MATERIAL FOR THIS EXERCISE »
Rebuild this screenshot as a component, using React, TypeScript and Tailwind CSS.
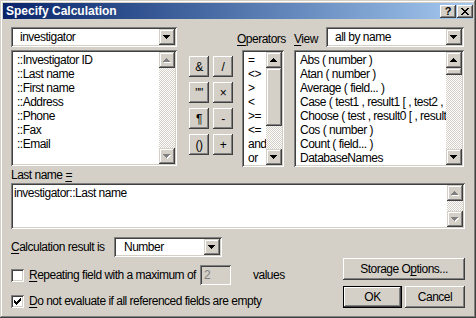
import React from 'react';

const raised =
  'bg-[#d4d0c8] shadow-[inset_-1px_-1px_#404040,inset_1px_1px_#fff,inset_-2px_-2px_#808080,inset_2px_2px_#d4d0c8]';
const scrollRaised =
  'bg-[#d4d0c8] shadow-[inset_-1px_-1px_#404040,inset_1px_1px_#d4d0c8,inset_-2px_-2px_#808080,inset_2px_2px_#fff]';
const sunken =
  'shadow-[inset_1px_1px_#808080,inset_-1px_-1px_#fff,inset_2px_2px_#404040,inset_-2px_-2px_#d4d0c8]';
const checker = 'bg-[image:repeating-conic-gradient(#fff_0_25%,#d4d0c8_0_50%)] bg-[length:2px_2px]';

const upPath = 'M3 0h1v1h1v1h1v1h1v1H0V3h1V2h1V1h1z';
const downPath = 'M0 0h7v1H6v1H5v1H4v1H3V3H2V2H1V1H0z';

const Arrow = ({ dir, disabled }: { dir: 'up' | 'down'; disabled?: boolean }) => (
  <svg width="8" height="5" viewBox="0 0 8 5" shapeRendering="crispEdges">
    {disabled && <path d={dir === 'up' ? upPath : downPath} fill="#fff" transform="translate(1 1)" />}
    <path d={dir === 'up' ? upPath : downPath} fill={disabled ? '#808080' : '#000'} />
  </svg>
);

const ScrollBtn = ({ dir, disabled }: { dir: 'up' | 'down'; disabled?: boolean }) => (
  <div className={`w-[16px] h-[16px] shrink-0 flex items-center justify-center ${scrollRaised}`}>
    <Arrow dir={dir} disabled={disabled} />
  </div>
);

const ScrollBar = ({ thumb, disabled }: { thumb?: number; disabled?: boolean }) => (
  <div className="w-[16px] h-full flex flex-col shrink-0">
    <ScrollBtn dir="up" disabled={disabled} />
    <div className={`flex-1 ${checker}`}>
      {thumb ? <div className={`w-[16px] ${scrollRaised}`} style={{ height: thumb }} /> : null}
    </div>
    <ScrollBtn dir="down" disabled={disabled} />
  </div>
);

const ListBox = ({
  items,
  className,
  thumb,
  disabled,
  pad,
}: {
  items: string[];
  className: string;
  thumb?: number;
  disabled?: boolean;
  pad: string;
}) => (
  <div className={`${sunken} bg-white p-[2px] flex ${className}`}>
    <div className={`flex-1 min-w-0 overflow-hidden ${pad}`}>
      {items.map((it) => (
        <div key={it} className="h-[14px] whitespace-nowrap">
          {it}
        </div>
      ))}
    </div>
    <ScrollBar thumb={thumb} disabled={disabled} />
  </div>
);

const Select = ({ value, className, pad }: { value: string; className: string; pad: string }) => (
  <div className={`${sunken} bg-white p-[2px] flex h-[20px] ${className}`}>
    <div className={`flex-1 flex items-center ${pad}`}>{value}</div>
    <div className={`w-[16px] h-[16px] flex items-center justify-center ${scrollRaised}`}>
      <Arrow dir="down" />
    </div>
  </div>
);

const checkRows = ['......x', '.....xx', 'x...xxx', 'xx.xxx.', 'xxxxx..', '.xxx...', '..x....'];

const CheckBox = ({ checked }: { checked?: boolean }) => (
  <div className={`${sunken} bg-white w-[13px] h-[13px] shrink-0 flex items-center justify-center`}>
    {checked && (
      <svg width="7" height="7" viewBox="0 0 7 7" shapeRendering="crispEdges">
        {checkRows.map((row, y) =>
          row.split('').map((c, x) => (c === 'x' ? <rect key={`${x}-${y}`} x={x} y={y} width="1" height="1" fill="#000" /> : null))
        )}
      </svg>
    )}
  </div>
);

const OpBtn = ({ label }: { label: string }) => (
  <div className={`w-[20px] h-[21px] flex items-center justify-center ${raised}`}>{label}</div>
);

const U = ({ children }: { children: React.ReactNode }) => <span className="underline underline-offset-2">{children}</span>;

const App: React.FC = () => {
  return (
    <div className="w-[476px] h-[318px] bg-[#d4d0c8] p-[3px] flex flex-col overflow-hidden text-black text-[12px] leading-[14px] tracking-[-0.5px] font-['Liberation_Sans',Arial,sans-serif] shadow-[inset_-1px_-1px_#404040,inset_1px_1px_#d4d0c8,inset_-2px_-2px_#808080,inset_2px_2px_#fff]">
      {/* title bar */}
      <div className="h-[16px] shrink-0 flex items-center pl-[3px] pr-[0px] bg-linear-to-r from-[#0a246a] to-[#a6caf0]">
        <span className="font-bold text-white tracking-[0px]">Specify Calculation</span>
        <div className="ml-auto flex gap-[1px]">
          <div className={`w-[16px] h-[13px] flex items-center justify-center font-bold text-[11px] leading-[11px] tracking-[0px] ${raised}`}>?</div>
          <div className={`w-[16px] h-[13px] flex items-center justify-center ${raised}`}>
            <svg width="8" height="7" viewBox="0 0 8 7" shapeRendering="crispEdges">
              <path d="M0 0h2l2 2.5L6 0h2L5 3.5 8 7H6L4 4.5 2 7H0l3-3.5z" fill="#000" />
            </svg>
          </div>
        </div>
      </div>

      <div className="flex-1 flex flex-col px-[8px]">
        {/* top section */}
        <div className="flex mt-[8px] h-[139px]">
          <div className="w-[166px] flex flex-col">
            <Select value="investigator" className="" pad="pl-[7px]" />
            <ListBox
              className="mt-[3px] flex-1"
              pad="pl-[4px] pt-[1px]"
              disabled
              items={['::Investigator ID', '::Last name', '::First name', '::Address', '::Phone', '::Fax', '::Email']}
            />
          </div>

          <div className="ml-[12px] mt-[29px] grid grid-cols-2 gap-x-[4px] gap-y-[5px] h-fit">
            <OpBtn label="&" />
            <OpBtn label="/" />
            <OpBtn label={'""'} />
            <OpBtn label="×" />
            <OpBtn label="¶" />
            <OpBtn label="-" />
            <OpBtn label="()" />
            <OpBtn label="+" />
          </div>

          <div className="ml-[3px] flex-1 flex flex-col">
            <div className="h-[20px] flex items-end">
              <span className="w-[58px] pl-[1px] pb-[1px]">
                <U>O</U>perators
              </span>
              <span className="w-[32px] pb-[1px]">
                <U>V</U>iew
              </span>
              <Select value="all by name" className="flex-1 mr-[1px]" pad="pl-[7px]" />
            </div>
            <div className="flex flex-1 mt-[3px]">
              <ListBox
                className="ml-[6px] w-[42px]"
                pad="pl-[4px] pt-[1px]"
                thumb={58}
                items={['=', '<>', '>', '<', '>=', '<=', 'and', 'or']}
              />
              <ListBox
                className="ml-[10px] w-[170px]"
                pad="pl-[4px] pt-[1px]"
                thumb={7}
                items={[
                  'Abs ( number )',
                  'Atan ( number )',
                  'Average ( field... )',
                  'Case ( test1 , result1 [ , test2 , result2',
                  'Choose ( test , result0 [ , result1',
                  'Cos ( number )',
                  'Count ( field... )',
                  'DatabaseNames',
                ]}
              />
            </div>
          </div>
        </div>

        {/* formula */}
        <div className="h-[14px] mt-[2px]">
          Last name <U>=</U>
        </div>
        <div className={`${sunken} bg-white p-[2px] flex h-[46px] mt-[1px]`}>
          <div className="flex-1 pl-[1px] pt-[1px]">investigator::Last name</div>
          <ScrollBar disabled />
        </div>

        {/* bottom */}
        <div className="flex mt-[8px]">
          <div className="flex flex-col">
            <div className="h-[20px] flex items-center">
              <span className="w-[103px]">
                <U>C</U>alculation result is
              </span>
              <Select value="Number" className="w-[108px]" pad="pl-[8px]" />
            </div>
            <div className="h-[20px] mt-[8px] flex items-center">
              <CheckBox />
              <span className="ml-[5px] w-[171px]">
                <U>R</U>epeating field with a maximum of
              </span>
              <div className={`${sunken} w-[31px] h-[20px] bg-[#d4d0c8] text-[#808080] pl-[4px] flex items-center`}>2</div>
              <span className="ml-[22px]">values</span>
            </div>
            <div className="h-[14px] mt-[9px] flex items-center">
              <CheckBox checked />
              <span className="ml-[5px]">
                <U>D</U>o not evaluate if all referenced fields are empty
              </span>
            </div>
          </div>

          <div className="ml-auto mt-[21px] flex flex-col">
            <div className={`w-[122px] h-[22px] flex items-center justify-center ${raised}`}>
              Storage O<U>p</U>tions...
            </div>
            <div className="flex gap-[3px] mt-[6px]">
              <div className="w-[59px] h-[22px] border border-black">
                <div className={`w-full h-full flex items-center justify-center ${raised}`}>OK</div>
              </div>
              <div className={`w-[60px] h-[22px] flex items-center justify-center ${raised}`}>Cancel</div>
            </div>
          </div>
        </div>
      </div>
    </div>
  );
};

export default App;
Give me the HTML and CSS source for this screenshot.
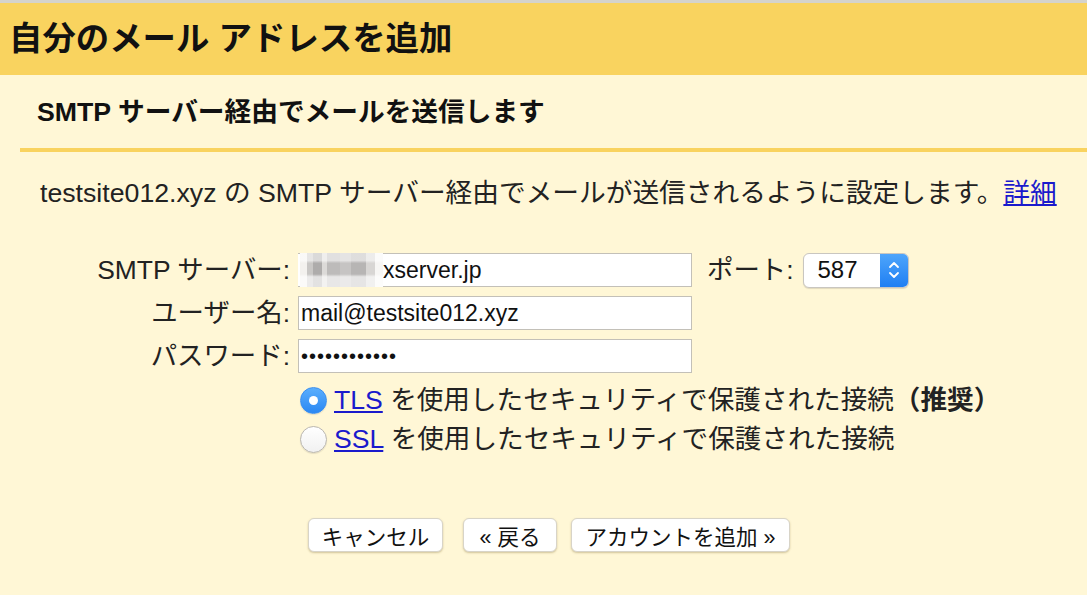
FILE: index.html
```html
<!DOCTYPE html>
<html lang="ja">
<head>
    <meta charset="UTF-8">
    <title>自分のメール アドレスを追加</title>
    <link rel="stylesheet" href="styles.css">
</head>
<body>
    <div class="header">
        <h1 class="title">自分のメール アドレスを追加</h1>
    </div>

    <div class="sub-header">
        <h2 class="sub-title">SMTP サーバー経由でメールを送信します</h2>
    </div>

    <p class="desc">testsite012.xyz の SMTP サーバー経由でメールが送信されるように設定します。<a href="#">詳細</a></p>

    <div class="form">
        <div class="row">
            <label class="label">SMTP サーバー:</label>
            <div class="field-wrap">
                <span class="blur"></span>
                <input class="field field-server" type="text" value="xserver.jp">
            </div>
            <label class="port-label">ポート:</label>
            <div class="select">
                <span class="select-value">587</span>
                <span class="select-arrows">
                    <svg width="14" height="22" viewBox="0 0 14 22">
                        <path d="M3 8 L7 4 L11 8" fill="none" stroke="#fff" stroke-width="1.8" stroke-linecap="round" stroke-linejoin="round"/>
                        <path d="M3 14 L7 18 L11 14" fill="none" stroke="#fff" stroke-width="1.8" stroke-linecap="round" stroke-linejoin="round"/>
                    </svg>
                </span>
            </div>
        </div>
        <div class="row">
            <label class="label">ユーザー名:</label>
            <input class="field" type="text" value="mail@testsite012.xyz">
        </div>
        <div class="row">
            <label class="label">パスワード:</label>
            <input class="field field-pass" type="text" value="••••••••••••">
        </div>

        <div class="options">
            <div class="option">
                <span class="radio radio-on"></span>
                <span><a href="#">TLS</a> を使用したセキュリティで保護された接続<b>（推奨）</b></span>
            </div>
            <div class="option">
                <span class="radio"></span>
                <span><a href="#">SSL</a> を使用したセキュリティで保護された接続</span>
            </div>
        </div>
    </div>

    <div class="buttons">
        <button class="btn btn-cancel">キャンセル</button>
        <button class="btn btn-back">« 戻る</button>
        <button class="btn btn-add">アカウントを追加 »</button>
    </div>
</body>
</html>
```

FILE: styles.css
```css
:root {
    --header-yellow: #f9d35f;
    --page-yellow: #fff7d6;
    --text: #222222;
    --link: #1a1acc;
}

body {
    margin: 0;
    background: var(--page-yellow);
    color: var(--text);
    font-family: 'Liberation Sans', 'Noto Sans CJK JP', sans-serif;
    border-top: 3px solid #d5d3cc;
    min-height: 592px;
}

.header {
    background: var(--header-yellow);
    height: 72px;
    display: flex;
    align-items: center;
    padding-left: 9px;
}

.title {
    margin: 0;
    font-size: 33.4px;
    line-height: 40px;
    font-weight: 700;
    color: #111;
}

.sub-header {
    margin-left: 20px;
    height: 73px;
    border-bottom: 4px solid var(--header-yellow);
    display: flex;
    align-items: center;
    padding-left: 17px;
}

.sub-title {
    margin: 0;
    font-size: 26.7px;
    line-height: 32px;
    font-weight: 700;
    color: #111;
}

.desc {
    margin: 26px 0 0 40px;
    font-size: 26.7px;
    line-height: 30px;
    white-space: nowrap;
}

.desc a,
.option a {
    color: var(--link);
    text-decoration: underline;
}

.form {
    margin-top: 45px;
    display: flex;
    flex-direction: column;
    gap: 9px;
}

.row {
    display: flex;
    align-items: center;
    height: 34px;
}

.label {
    width: 290px;
    text-align: right;
    font-size: 26.4px;
    line-height: 34px;
    padding-right: 8px;
    white-space: nowrap;
}

.field {
    box-sizing: border-box;
    width: 394px;
    height: 34px;
    border: 1px solid #c3c0b8;
    background: #fff;
    font-family: 'Liberation Sans', sans-serif;
    font-size: 23px;
    color: #111;
    padding: 0 0 0 2px;
    margin: 0;
    outline: none;
}

.field-pass {
    font-size: 20px;
    letter-spacing: 1px;
}

.field-wrap {
    position: relative;
    display: flex;
}

.field-server {
    padding-left: 85px;
    border-left: none;
}

.blur {
    position: absolute;
    left: 2px;
    top: 0;
    width: 83px;
    height: 34px;
    background:
        linear-gradient(180deg, rgba(255,255,255,0.55) 0%, rgba(255,255,255,0.55) 22%, rgba(255,255,255,0) 30%, rgba(255,255,255,0) 62%, rgba(255,255,255,0.65) 70%, rgba(255,255,255,0.65) 100%),
        linear-gradient(90deg, #f3f1ee 0%, #f3f1ee 8%, #c9c7c5 8%, #c9c7c5 16%, #aeacab 16%, #aeacab 26%, #dcdad8 26%, #dcdad8 32%, #bdbbba 32%, #bdbbba 48%, #c6c4c3 48%, #c6c4c3 62%, #b7b5b4 62%, #b7b5b4 80%, #d8d6d4 80%, #d8d6d4 90%, #f7f6f4 90%);
}

.port-label {
    font-size: 26.4px;
    line-height: 34px;
    margin-left: 15px;
    margin-right: 9px;
    white-space: nowrap;
}

.select {
    box-sizing: border-box;
    width: 106px;
    height: 35px;
    border: 1px solid #c9c6c0;
    border-radius: 6px;
    background: #fff;
    display: flex;
    align-items: stretch;
    overflow: hidden;
    box-shadow: 0 1px 1px rgba(0, 0, 0, 0.12);
}

.select-value {
    flex: 1;
    display: flex;
    align-items: center;
    padding-left: 14px;
    font-size: 24px;
    color: #111;
}

.select-arrows {
    width: 28px;
    background: linear-gradient(180deg, #4ea5fb 0%, #1f7ff3 100%);
    display: flex;
    align-items: center;
    justify-content: center;
}

.options {
    margin-top: 4px;
    margin-left: 300px;
    display: flex;
    flex-direction: column;
    gap: 11px;
}

.option {
    display: flex;
    align-items: center;
    gap: 7px;
    font-size: 26.6px;
    line-height: 28px;
    height: 28px;
    white-space: nowrap;
}

.option b {
    font-weight: 700;
}

.radio {
    box-sizing: border-box;
    flex: none;
    width: 27px;
    height: 27px;
    border-radius: 50%;
    border: 1px solid #b9b6b0;
    background: linear-gradient(180deg, #ffffff 0%, #f1f1f1 100%);
    box-shadow: 0 1px 1px rgba(0, 0, 0, 0.1);
    display: flex;
    align-items: center;
    justify-content: center;
}

.radio-on {
    border-color: #3a8ef0;
    background: linear-gradient(180deg, #5aaefd 0%, #2b88f3 100%);
}

.radio-on::after {
    content: '';
    width: 9px;
    height: 9px;
    border-radius: 50%;
    background: #fff;
}

.buttons {
    margin-top: 65px;
    margin-left: 308px;
    display: flex;
    gap: 20px;
}

.btn {
    height: 34px;
    padding: 0 10px;
    background: #fff;
    border: 1px solid #d8d4c8;
    border-radius: 6px;
    box-shadow: 0 1px 2px rgba(120, 100, 40, 0.35);
    font-family: 'Liberation Sans', 'Noto Sans CJK JP', sans-serif;
    font-size: 21.5px;
    color: #111;
    white-space: nowrap;
}

.btn-cancel {
    width: 135px;
}

.btn-back {
    width: 94px;
}

.btn-add {
    width: 219px;
    margin-left: -6px;
}
```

GOAL » Exactly as written, repeat the lines from the beginning of the entries up to and including the line with "import React from 'react';", but not the pictures.

EXPECTED ANSWER »
Rebuild this screenshot as a component, using React, TypeScript and Tailwind CSS.
import React from 'react';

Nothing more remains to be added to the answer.